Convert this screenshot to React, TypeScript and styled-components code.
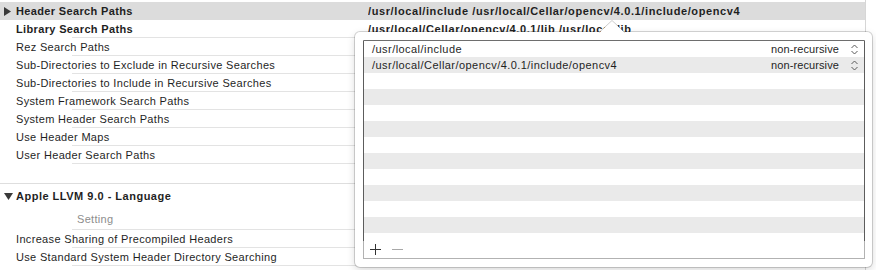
import styled, { createGlobalStyle } from "styled-components";

const GlobalStyle = createGlobalStyle`
  body {
    margin: 0;
    background: #ffffff;
    font-family: "Liberation Sans", Arial, sans-serif;
    font-size: 11px;
    color: #1f1f1f;
  }
`;

const Page = styled.div`
  position: relative;
  display: flex;
  width: 876px;
  height: 270px;
  overflow: hidden;
`;

const Settings = styled.div`
  width: 865px;
  padding-top: 2px;
`;

const Gutter = styled.div`
  flex: 1;
  border-left: 1px solid #d6d6d6;
`;

const rowLine = `linear-gradient(#e3e3e3, #e3e3e3) no-repeat 72px 100% / calc(100% - 72px) 1px`;

const Row = styled.div<{ $selected?: boolean }>`
  display: grid;
  grid-template-columns: 16px 352px 1fr;
  align-items: center;
  height: 18px;
  background: ${(p) => (p.$selected ? "#dcdcdc" : rowLine)};
`;

const Disclosure = styled.div`
  display: flex;
  align-items: center;
  padding-left: 4px;
  color: #3a3a3a;
`;

const Label = styled.span<{ $bold?: boolean }>`
  font-weight: ${(p) => (p.$bold ? 700 : 400)};
  letter-spacing: ${(p) => (p.$bold ? "0.35px" : "0.33px")};
  white-space: nowrap;
`;

const Value = styled.span`
  font-weight: 700;
  letter-spacing: 0.6px;
  white-space: nowrap;
  overflow: hidden;
`;

const SectionRule = styled.div`
  margin-top: 19px;
  border-top: 1px solid #dedede;
`;

const SectionHeader = styled.div`
  display: grid;
  grid-template-columns: 16px 1fr;
  align-items: center;
  height: 24px;
  font-weight: 700;
  letter-spacing: 0.5px;
`;

const ColumnHeader = styled.div`
  display: flex;
  align-items: center;
  height: 22px;
  padding-left: 77px;
  color: #8d8d8d;
  letter-spacing: 0.3px;
  background: ${rowLine};
`;

const Popover = styled.div`
  position: absolute;
  left: 355px;
  top: 32px;
  width: 517px;
  height: 235px;
  box-sizing: border-box;
  padding: 8px 7px 8px 8px;
  display: flex;
  flex-direction: column;
  background: #ffffff;
  border-radius: 5px;
  box-shadow: 0 0 0 1px rgba(0, 0, 0, 0.16), 0 3px 8px rgba(0, 0, 0, 0.16);
  z-index: 2;
`;

const Arrow = styled.svg`
  position: absolute;
  left: 244px;
  top: -12px;
`;

const Frame = styled.div`
  flex: 1;
  display: flex;
  flex-direction: column;
  border: 1px solid #b2b2b2;
  border-top-color: #6e6e6e;
`;

const List = styled.div`
  height: 200px;
  overflow: hidden;
  margin: 0 -1px;
  border-left: 1px solid #5c5c5c;
  border-right: 1px solid #5c5c5c;
`;

const ListRow = styled.div<{ $striped: boolean }>`
  display: flex;
  align-items: center;
  height: 16px;
  padding: 0 6px 0 8px;
  background: ${(p) => (p.$striped ? "#eaeaea" : "#ffffff")};
`;

const Path = styled.span`
  flex: 1;
  letter-spacing: 0.45px;
  white-space: nowrap;
`;

const Mode = styled.span`
  letter-spacing: 0.1px;
  margin-right: 12px;
`;

const Toolbar = styled.div`
  display: flex;
  align-items: center;
  gap: 11px;
  height: 17px;
  padding-left: 6px;
`;

function Triangle({ open }: { open?: boolean }) {
  return open ? (
    <svg width="9" height="7" viewBox="0 0 9 7">
      <path d="M0 0 H9 L4.5 7 Z" fill="currentColor" />
    </svg>
  ) : (
    <svg width="7" height="9" viewBox="0 0 7 9">
      <path d="M0 0 L7 4.5 L0 9 Z" fill="currentColor" />
    </svg>
  );
}

function Stepper() {
  return (
    <svg width="7" height="11" viewBox="0 0 7 11">
      <path d="M0.5 4 L3.5 1 L6.5 4 M0.5 7 L3.5 10 L6.5 7" fill="none" stroke="#5a5a5a" strokeWidth="1" />
    </svg>
  );
}

function Plus() {
  return (
    <svg width="11" height="11" viewBox="0 0 11 11">
      <path d="M5.5 0 V11 M0 5.5 H11" stroke="#333" strokeWidth="1" />
    </svg>
  );
}

function Minus() {
  return (
    <svg width="11" height="11" viewBox="0 0 11 11">
      <path d="M0 5.5 H11" stroke="#a8a8a8" strokeWidth="1" />
    </svg>
  );
}

const searchPaths = [
  {
    label: "Header Search Paths",
    value: "/usr/local/include /usr/local/Cellar/opencv/4.0.1/include/opencv4",
    bold: true,
    selected: true,
  },
  { label: "Library Search Paths", value: "/usr/local/Cellar/opencv/4.0.1/lib /usr/local/lib", bold: true },
  { label: "Rez Search Paths" },
  { label: "Sub-Directories to Exclude in Recursive Searches" },
  { label: "Sub-Directories to Include in Recursive Searches" },
  { label: "System Framework Search Paths" },
  { label: "System Header Search Paths" },
  { label: "Use Header Maps" },
  { label: "User Header Search Paths" },
];

const languageSettings = [
  "Increase Sharing of Precompiled Headers",
  "Use Standard System Header Directory Searching",
];

const headerPaths = ["/usr/local/include", "/usr/local/Cellar/opencv/4.0.1/include/opencv4"];

export default function App() {
  return (
    <Page>
      <GlobalStyle />
      <Settings>
        {searchPaths.map((s) => (
          <Row key={s.label} $selected={s.selected}>
            <Disclosure>{s.selected && <Triangle />}</Disclosure>
            <Label $bold={s.bold}>{s.label}</Label>
            <Value>{s.value}</Value>
          </Row>
        ))}
        <SectionRule />
        <SectionHeader>
          <Disclosure>
            <Triangle open />
          </Disclosure>
          <span>Apple LLVM 9.0 - Language</span>
        </SectionHeader>
        <ColumnHeader>Setting</ColumnHeader>
        {languageSettings.map((label) => (
          <Row key={label}>
            <Disclosure />
            <Label>{label}</Label>
            <Value />
          </Row>
        ))}
      </Settings>
      <Gutter />

      <Popover>
        <Arrow width="26" height="13" viewBox="0 0 26 13">
          <path d="M0 13 L13 0.5 L26 13 Z" fill="#ffffff" />
          <path d="M0 12.5 L13 0.5 L26 12.5" fill="none" stroke="rgba(0,0,0,0.2)" strokeWidth="1" />
        </Arrow>
        <Frame>
          <List>
            {Array.from({ length: 13 }, (_, i) => (
              <ListRow key={i} $striped={i % 2 === 1}>
                {headerPaths[i] && (
                  <>
                    <Path>{headerPaths[i]}</Path>
                    <Mode>non-recursive</Mode>
                    <Stepper />
                  </>
                )}
              </ListRow>
            ))}
          </List>
          <Toolbar>
            <Plus />
            <Minus />
          </Toolbar>
        </Frame>
      </Popover>
    </Page>
  );
}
---*---
Copy the material shown above in full and exactly. Skip the pictures.

◆ **ANSWER TO THE TASK**
Convert this screenshot to React, TypeScript and styled-components code.
import styled, { createGlobalStyle } from "styled-components";

const GlobalStyle = createGlobalStyle`
  body {
    margin: 0;
    background: #ffffff;
    font-family: "Liberation Sans", Arial, sans-serif;
    font-size: 11px;
    color: #1f1f1f;
  }
`;

const Page = styled.div`
  position: relative;
  display: flex;
  width: 876px;
  height: 270px;
  overflow: hidden;
`;

const Settings = styled.div`
  width: 865px;
  padding-top: 2px;
`;

const Gutter = styled.div`
  flex: 1;
  border-left: 1px solid #d6d6d6;
`;

const rowLine = `linear-gradient(#e3e3e3, #e3e3e3) no-repeat 72px 100% / calc(100% - 72px) 1px`;

const Row = styled.div<{ $selected?: boolean }>`
  display: grid;
  grid-template-columns: 16px 352px 1fr;
  align-items: center;
  height: 18px;
  background: ${(p) => (p.$selected ? "#dcdcdc" : rowLine)};
`;

const Disclosure = styled.div`
  display: flex;
  align-items: center;
  padding-left: 4px;
  color: #3a3a3a;
`;

const Label = styled.span<{ $bold?: boolean }>`
  font-weight: ${(p) => (p.$bold ? 700 : 400)};
  letter-spacing: ${(p) => (p.$bold ? "0.35px" : "0.33px")};
  white-space: nowrap;
`;

const Value = styled.span`
  font-weight: 700;
  letter-spacing: 0.6px;
  white-space: nowrap;
  overflow: hidden;
`;

const SectionRule = styled.div`
  margin-top: 19px;
  border-top: 1px solid #dedede;
`;

const SectionHeader = styled.div`
  display: grid;
  grid-template-columns: 16px 1fr;
  align-items: center;
  height: 24px;
  font-weight: 700;
  letter-spacing: 0.5px;
`;

const ColumnHeader = styled.div`
  display: flex;
  align-items: center;
  height: 22px;
  padding-left: 77px;
  color: #8d8d8d;
  letter-spacing: 0.3px;
  background: ${rowLine};
`;

const Popover = styled.div`
  position: absolute;
  left: 355px;
  top: 32px;
  width: 517px;
  height: 235px;
  box-sizing: border-box;
  padding: 8px 7px 8px 8px;
  display: flex;
  flex-direction: column;
  background: #ffffff;
  border-radius: 5px;
  box-shadow: 0 0 0 1px rgba(0, 0, 0, 0.16), 0 3px 8px rgba(0, 0, 0, 0.16);
  z-index: 2;
`;

const Arrow = styled.svg`
  position: absolute;
  left: 244px;
  top: -12px;
`;

const Frame = styled.div`
  flex: 1;
  display: flex;
  flex-direction: column;
  border: 1px solid #b2b2b2;
  border-top-color: #6e6e6e;
`;

const List = styled.div`
  height: 200px;
  overflow: hidden;
  margin: 0 -1px;
  border-left: 1px solid #5c5c5c;
  border-right: 1px solid #5c5c5c;
`;

const ListRow = styled.div<{ $striped: boolean }>`
  display: flex;
  align-items: center;
  height: 16px;
  padding: 0 6px 0 8px;
  background: ${(p) => (p.$striped ? "#eaeaea" : "#ffffff")};
`;

const Path = styled.span`
  flex: 1;
  letter-spacing: 0.45px;
  white-space: nowrap;
`;

const Mode = styled.span`
  letter-spacing: 0.1px;
  margin-right: 12px;
`;

const Toolbar = styled.div`
  display: flex;
  align-items: center;
  gap: 11px;
  height: 17px;
  padding-left: 6px;
`;

function Triangle({ open }: { open?: boolean }) {
  return open ? (
    <svg width="9" height="7" viewBox="0 0 9 7">
      <path d="M0 0 H9 L4.5 7 Z" fill="currentColor" />
    </svg>
  ) : (
    <svg width="7" height="9" viewBox="0 0 7 9">
      <path d="M0 0 L7 4.5 L0 9 Z" fill="currentColor" />
    </svg>
  );
}

function Stepper() {
  return (
    <svg width="7" height="11" viewBox="0 0 7 11">
      <path d="M0.5 4 L3.5 1 L6.5 4 M0.5 7 L3.5 10 L6.5 7" fill="none" stroke="#5a5a5a" strokeWidth="1" />
    </svg>
  );
}

function Plus() {
  return (
    <svg width="11" height="11" viewBox="0 0 11 11">
      <path d="M5.5 0 V11 M0 5.5 H11" stroke="#333" strokeWidth="1" />
    </svg>
  );
}

function Minus() {
  return (
    <svg width="11" height="11" viewBox="0 0 11 11">
      <path d="M0 5.5 H11" stroke="#a8a8a8" strokeWidth="1" />
    </svg>
  );
}

const searchPaths = [
  {
    label: "Header Search Paths",
    value: "/usr/local/include /usr/local/Cellar/opencv/4.0.1/include/opencv4",
    bold: true,
    selected: true,
  },
  { label: "Library Search Paths", value: "/usr/local/Cellar/opencv/4.0.1/lib /usr/local/lib", bold: true },
  { label: "Rez Search Paths" },
  { label: "Sub-Directories to Exclude in Recursive Searches" },
  { label: "Sub-Directories to Include in Recursive Searches" },
  { label: "System Framework Search Paths" },
  { label: "System Header Search Paths" },
  { label: "Use Header Maps" },
  { label: "User Header Search Paths" },
];

const languageSettings = [
  "Increase Sharing of Precompiled Headers",
  "Use Standard System Header Directory Searching",
];

const headerPaths = ["/usr/local/include", "/usr/local/Cellar/opencv/4.0.1/include/opencv4"];

export default function App() {
  return (
    <Page>
      <GlobalStyle />
      <Settings>
        {searchPaths.map((s) => (
          <Row key={s.label} $selected={s.selected}>
            <Disclosure>{s.selected && <Triangle />}</Disclosure>
            <Label $bold={s.bold}>{s.label}</Label>
            <Value>{s.value}</Value>
          </Row>
        ))}
        <SectionRule />
        <SectionHeader>
          <Disclosure>
            <Triangle open />
          </Disclosure>
          <span>Apple LLVM 9.0 - Language</span>
        </SectionHeader>
        <ColumnHeader>Setting</ColumnHeader>
        {languageSettings.map((label) => (
          <Row key={label}>
            <Disclosure />
            <Label>{label}</Label>
            <Value />
          </Row>
        ))}
      </Settings>
      <Gutter />

      <Popover>
        <Arrow width="26" height="13" viewBox="0 0 26 13">
          <path d="M0 13 L13 0.5 L26 13 Z" fill="#ffffff" />
          <path d="M0 12.5 L13 0.5 L26 12.5" fill="none" stroke="rgba(0,0,0,0.2)" strokeWidth="1" />
        </Arrow>
        <Frame>
          <List>
            {Array.from({ length: 13 }, (_, i) => (
              <ListRow key={i} $striped={i % 2 === 1}>
                {headerPaths[i] && (
                  <>
                    <Path>{headerPaths[i]}</Path>
                    <Mode>non-recursive</Mode>
                    <Stepper />
                  </>
                )}
              </ListRow>
            ))}
          </List>
          <Toolbar>
            <Plus />
            <Minus />
          </Toolbar>
        </Frame>
      </Popover>
    </Page>
  );
}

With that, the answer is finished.